§ **WHAT IS EXPECTED**: Quote every line below exactly and skip any picture.

### DATA SEGMENT

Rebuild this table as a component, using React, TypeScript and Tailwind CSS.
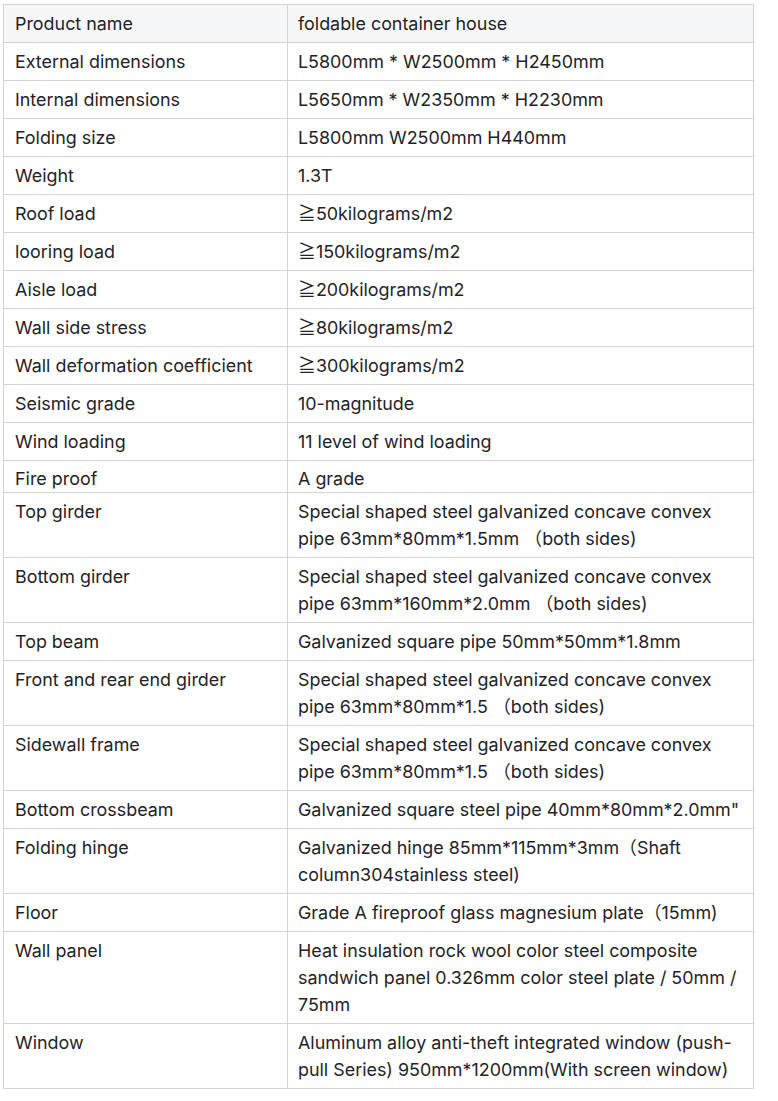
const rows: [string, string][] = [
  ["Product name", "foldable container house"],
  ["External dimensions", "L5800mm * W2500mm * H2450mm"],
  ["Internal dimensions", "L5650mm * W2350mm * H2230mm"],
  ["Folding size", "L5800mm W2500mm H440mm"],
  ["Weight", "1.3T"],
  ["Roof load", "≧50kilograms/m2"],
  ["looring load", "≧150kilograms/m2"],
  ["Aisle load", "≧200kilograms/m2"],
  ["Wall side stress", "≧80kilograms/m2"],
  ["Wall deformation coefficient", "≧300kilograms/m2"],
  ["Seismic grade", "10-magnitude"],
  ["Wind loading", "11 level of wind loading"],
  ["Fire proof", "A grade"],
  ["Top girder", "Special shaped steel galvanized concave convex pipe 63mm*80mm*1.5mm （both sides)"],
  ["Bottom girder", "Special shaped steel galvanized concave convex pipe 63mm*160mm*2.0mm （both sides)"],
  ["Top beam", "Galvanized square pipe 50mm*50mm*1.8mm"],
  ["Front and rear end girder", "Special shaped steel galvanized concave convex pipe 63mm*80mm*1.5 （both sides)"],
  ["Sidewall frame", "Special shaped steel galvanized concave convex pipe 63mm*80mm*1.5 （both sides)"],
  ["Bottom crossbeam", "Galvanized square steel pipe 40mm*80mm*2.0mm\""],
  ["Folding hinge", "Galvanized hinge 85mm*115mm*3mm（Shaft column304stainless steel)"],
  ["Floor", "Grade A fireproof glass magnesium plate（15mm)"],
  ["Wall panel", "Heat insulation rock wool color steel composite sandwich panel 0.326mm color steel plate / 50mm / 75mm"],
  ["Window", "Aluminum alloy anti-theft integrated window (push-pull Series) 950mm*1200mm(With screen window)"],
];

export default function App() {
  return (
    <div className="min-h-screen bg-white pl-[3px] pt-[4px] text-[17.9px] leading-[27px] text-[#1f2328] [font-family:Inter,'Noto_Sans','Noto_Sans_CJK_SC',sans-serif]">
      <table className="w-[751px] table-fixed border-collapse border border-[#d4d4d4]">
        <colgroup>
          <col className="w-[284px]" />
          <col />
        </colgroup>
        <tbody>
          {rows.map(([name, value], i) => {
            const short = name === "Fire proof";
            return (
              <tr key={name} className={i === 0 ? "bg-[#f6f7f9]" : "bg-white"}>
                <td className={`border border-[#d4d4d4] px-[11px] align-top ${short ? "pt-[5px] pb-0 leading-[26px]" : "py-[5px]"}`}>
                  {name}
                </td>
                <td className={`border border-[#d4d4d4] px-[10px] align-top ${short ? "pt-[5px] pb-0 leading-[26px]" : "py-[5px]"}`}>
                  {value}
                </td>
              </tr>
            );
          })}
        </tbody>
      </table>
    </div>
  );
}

######

§ **RESPONSE**:
Rebuild this table as a component, using React, TypeScript and Tailwind CSS.
const rows: [string, string][] = [
  ["Product name", "foldable container house"],
  ["External dimensions", "L5800mm * W2500mm * H2450mm"],
  ["Internal dimensions", "L5650mm * W2350mm * H2230mm"],
  ["Folding size", "L5800mm W2500mm H440mm"],
  ["Weight", "1.3T"],
  ["Roof load", "≧50kilograms/m2"],
  ["looring load", "≧150kilograms/m2"],
  ["Aisle load", "≧200kilograms/m2"],
  ["Wall side stress", "≧80kilograms/m2"],
  ["Wall deformation coefficient", "≧300kilograms/m2"],
  ["Seismic grade", "10-magnitude"],
  ["Wind loading", "11 level of wind loading"],
  ["Fire proof", "A grade"],
  ["Top girder", "Special shaped steel galvanized concave convex pipe 63mm*80mm*1.5mm （both sides)"],
  ["Bottom girder", "Special shaped steel galvanized concave convex pipe 63mm*160mm*2.0mm （both sides)"],
  ["Top beam", "Galvanized square pipe 50mm*50mm*1.8mm"],
  ["Front and rear end girder", "Special shaped steel galvanized concave convex pipe 63mm*80mm*1.5 （both sides)"],
  ["Sidewall frame", "Special shaped steel galvanized concave convex pipe 63mm*80mm*1.5 （both sides)"],
  ["Bottom crossbeam", "Galvanized square steel pipe 40mm*80mm*2.0mm\""],
  ["Folding hinge", "Galvanized hinge 85mm*115mm*3mm（Shaft column304stainless steel)"],
  ["Floor", "Grade A fireproof glass magnesium plate（15mm)"],
  ["Wall panel", "Heat insulation rock wool color steel composite sandwich panel 0.326mm color steel plate / 50mm / 75mm"],
  ["Window", "Aluminum alloy anti-theft integrated window (push-pull Series) 950mm*1200mm(With screen window)"],
];

export default function App() {
  return (
    <div className="min-h-screen bg-white pl-[3px] pt-[4px] text-[17.9px] leading-[27px] text-[#1f2328] [font-family:Inter,'Noto_Sans','Noto_Sans_CJK_SC',sans-serif]">
      <table className="w-[751px] table-fixed border-collapse border border-[#d4d4d4]">
        <colgroup>
          <col className="w-[284px]" />
          <col />
        </colgroup>
        <tbody>
          {rows.map(([name, value], i) => {
            const short = name === "Fire proof";
            return (
              <tr key={name} className={i === 0 ? "bg-[#f6f7f9]" : "bg-white"}>
                <td className={`border border-[#d4d4d4] px-[11px] align-top ${short ? "pt-[5px] pb-0 leading-[26px]" : "py-[5px]"}`}>
                  {name}
                </td>
                <td className={`border border-[#d4d4d4] px-[10px] align-top ${short ? "pt-[5px] pb-0 leading-[26px]" : "py-[5px]"}`}>
                  {value}
                </td>
              </tr>
            );
          })}
        </tbody>
      </table>
    </div>
  );
}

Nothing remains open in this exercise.